Por fim, ilustro mais três benefícios oriundos dessa relação:

  1. Redução do risco de depressão para os avós e para os netos: segundo um estudo realizado pelo Instituto do Envelhecimento da Universidade de Boston, a saúde mental de avós e netos é melhor quando recebem apoio uns dos outros. 
  2. Melhor qualidade de vida e bem-estar para os avós. Segundo uma pesquisa realizada pelo inglês James Bates, Especialista em Bem-Estar Familiar, os participantes que cuidaram dos netos apresentaram melhor qualidade de vida e bem-estar, enquanto as avós que conviveram mais com as crianças da família, demonstraram menores chances de sofrerem com doenças cognitivas como o Alzheimer.
  3. Menor probabilidade de apresentar sintomas de ansiedade e depressão no futuro.
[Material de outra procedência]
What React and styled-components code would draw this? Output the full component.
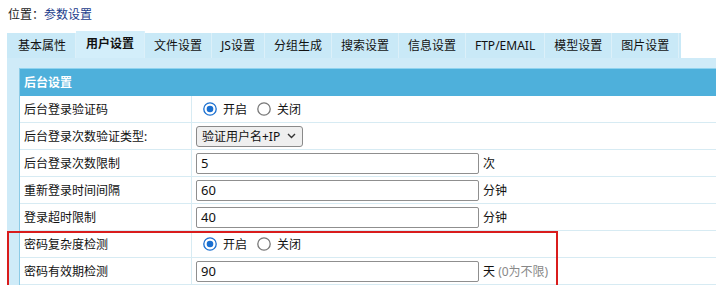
import styled, { createGlobalStyle } from "styled-components"

const GlobalStyle = createGlobalStyle`
  html, body { margin: 0; padding: 0; background: #fff; }
  body {
    font-family: "Noto Sans", "Noto Sans CJK SC", sans-serif;
    font-size: 12px;
    color: #222;
    overflow: hidden;
  }
`

const tabs = ["基本属性", "用户设置", "文件设置", "JS设置", "分组生成", "搜索设置", "信息设置", "FTP/EMAIL", "模型设置", "图片设置"]

const rows = [
  { label: "后台登录验证码", kind: "radio", on: true },
  { label: "后台登录次数验证类型:", kind: "select", value: "验证用户名+IP" },
  { label: "后台登录次数限制", kind: "input", value: "5", unit: "次" },
  { label: "重新登录时间间隔", kind: "input", value: "60", unit: "分钟" },
  { label: "登录超时限制", kind: "input", value: "40", unit: "分钟" },
  { label: "密码复杂度检测", kind: "radio", on: true },
  { label: "密码有效期检测", kind: "input", value: "90", unit: "天", note: "(0为不限)" },
]

const Radio = ({ checked }) => (
  <svg width="14" height="14" viewBox="0 0 14 14">
    <circle cx="7" cy="7" r="6.2" fill="#fff" stroke={checked ? "#1a6fd0" : "#777"} strokeWidth="1.3" />
    {checked && <circle cx="7" cy="7" r="3.3" fill="#1a6fd0" />}
  </svg>
)

const Chevron = () => (
  <svg width="9" height="6" viewBox="0 0 9 6">
    <path d="M1 1l3.5 3.5L8 1" fill="none" stroke="#333" strokeWidth="1.4" />
  </svg>
)

const App = () => {
  return (
    <Page>
      <GlobalStyle />
      <Crumb>
        位置：<CrumbLink>参数设置</CrumbLink>
      </Crumb>
      <TabBar>
        {tabs.map((t) => (
          <Tab key={t} active={t === "用户设置"}>{t}</Tab>
        ))}
      </TabBar>
      <Panel>
        <Box>
          <Header>后台设置</Header>
          {rows.map((r) => (
            <Row key={r.label}>
              <Label>{r.label}</Label>
              <Value>
                {r.kind === "radio" && (
                  <>
                    <Choice><Radio checked={r.on} />开启</Choice>
                    <Choice><Radio checked={!r.on} />关闭</Choice>
                  </>
                )}
                {r.kind === "select" && (
                  <Select>
                    {r.value}
                    <Chevron />
                  </Select>
                )}
                {r.kind === "input" && (
                  <>
                    <Input>{r.value}</Input>
                    <Unit>
                      {r.unit}
                      {r.note && <Note> {r.note}</Note>}
                    </Unit>
                  </>
                )}
              </Value>
            </Row>
          ))}
        </Box>
        <Mark />
      </Panel>
    </Page>
  )
}

export default App

const Page = styled.div`
  padding-left: 7px;
  width: 709px;
  height: 285px;
  overflow: hidden;
`
const Crumb = styled.div`
  height: 31px;
  line-height: 30px;
  padding-left: 1px;
  color: #222;
`
const CrumbLink = styled.span`
  color: #1b3c8c;
`
const TabBar = styled.div`
  display: flex;
  align-items: flex-end;
  width: 674px;
  height: 27px;
  padding-left: 2px;
  box-sizing: border-box;
  background: linear-gradient(#fff 0 2px, #c9e9f7 2px);
`
const Tab = styled.div`
  height: ${(p) => (p.active ? "27px" : "25px")};
  line-height: 25px;
  padding: 0 ${(p) => (p.active ? "10px" : "9px")};
  font-weight: ${(p) => (p.active ? "bold" : "normal")};
  color: #111;
  background: ${(p) => (p.active ? "#d3eefa" : "transparent")};
  border-right: 1px solid #dcf0f9;
  white-space: nowrap;
`
const Panel = styled.div`
  position: relative;
  background: #cfebf8;
  padding: 10px 0 0 12px;
`
const Box = styled.div`
  background: #fff;
  border-left: 1px solid #8ccbe6;
  border-top: 1px solid #8fd3ef;
`
const Header = styled.div`
  height: 27px;
  line-height: 27px;
  padding-left: 4px;
  background: #4eb0db;
  color: #fff;
  font-weight: bold;
`
const Row = styled.div`
  display: grid;
  grid-template-columns: 172px 1fr;
  height: 27px;
  border-bottom: 1px solid #d7ebf3;
  box-sizing: border-box;
`
const Label = styled.div`
  display: flex;
  align-items: center;
  padding-left: 4px;
  border-right: 1px solid #d7ebf3;
  color: #111;
`
const Value = styled.div`
  display: flex;
  align-items: center;
  padding-left: 4px;
  color: #111;
`
const Choice = styled.label`
  display: inline-flex;
  align-items: center;
  gap: 6px;
  margin: 0 10px 0 7px;
  & + & { margin-left: 0; }
`
const Select = styled.div`
  display: flex;
  align-items: center;
  gap: 7px;
  height: 21px;
  box-sizing: border-box;
  padding: 0 6px 0 5px;
  border: 1px solid #8a8a8a;
  border-radius: 3px;
  background: #efefef;
  color: #111;
  white-space: nowrap;
`
const Input = styled.div`
  width: 283px;
  height: 21px;
  box-sizing: border-box;
  line-height: 19px;
  padding-left: 4px;
  border: 1px solid #8f8f8f;
  border-radius: 2px;
  color: #111;
  font-size: 13px;
`
const Unit = styled.span`
  margin-left: 4px;
  color: #111;
  white-space: nowrap;
`
const Note = styled.span`
  color: #888;
`
const Mark = styled.div`
  position: absolute;
  left: 0;
  top: 173px;
  width: 551px;
  height: 60px;
  box-sizing: border-box;
  border: 2px solid #d91c1c;
`
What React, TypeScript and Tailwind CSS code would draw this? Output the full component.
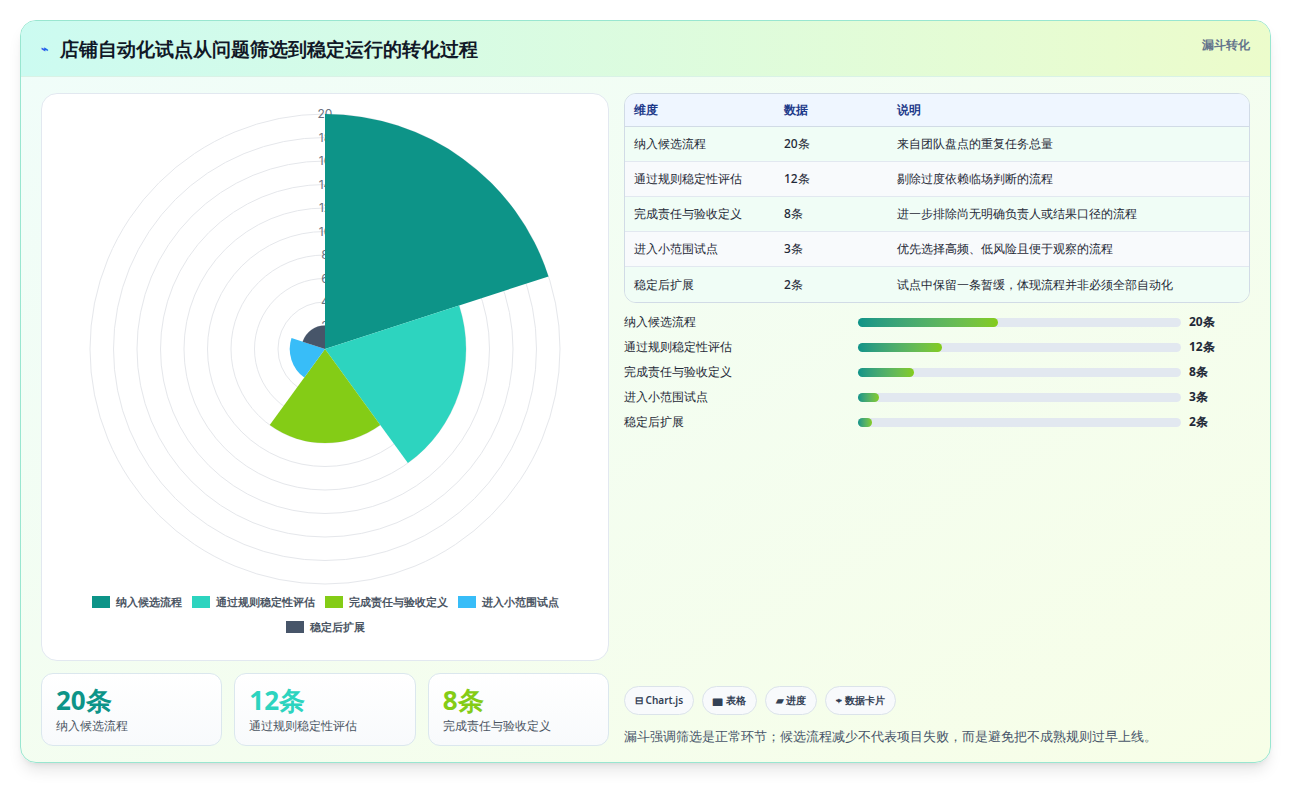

O estudo realizado por por Sara M. Mooman e Jeffrey E. Stokes, aponta que o contato e a afinidade com os avós favorecem o bem-estar emocional das crianças. 

É nosso papel diminuir as distâncias entre gerações e são incontáveis os benefícios que se desenrolam no fio deste carretel. Se o dia a dia é permeado por compromissos, as férias estão aí e talvez seja um bom momento para responder de forma afirmativa a primeira parte do título desse texto: “- Sim, hoje é dia de ir na casa da vovó!”.



Juliana Góis
é Orientadora Educacional de Apoio à Aprendizagem no Colégio Rio Branco, psicóloga e psicopedagoga, especialista em Neuropsicologia e mestre em Neurociência. Atua na área clínica e educacional.


Bruno Camargo
é psicólogo clínico em São Paulo, especialista em Gerontologia pela Pontifícia Universidade Católica de Campinas, com Formação em Terapia Cognitiva Comportamental pelo Centro de Terapia Cognitiva Veda.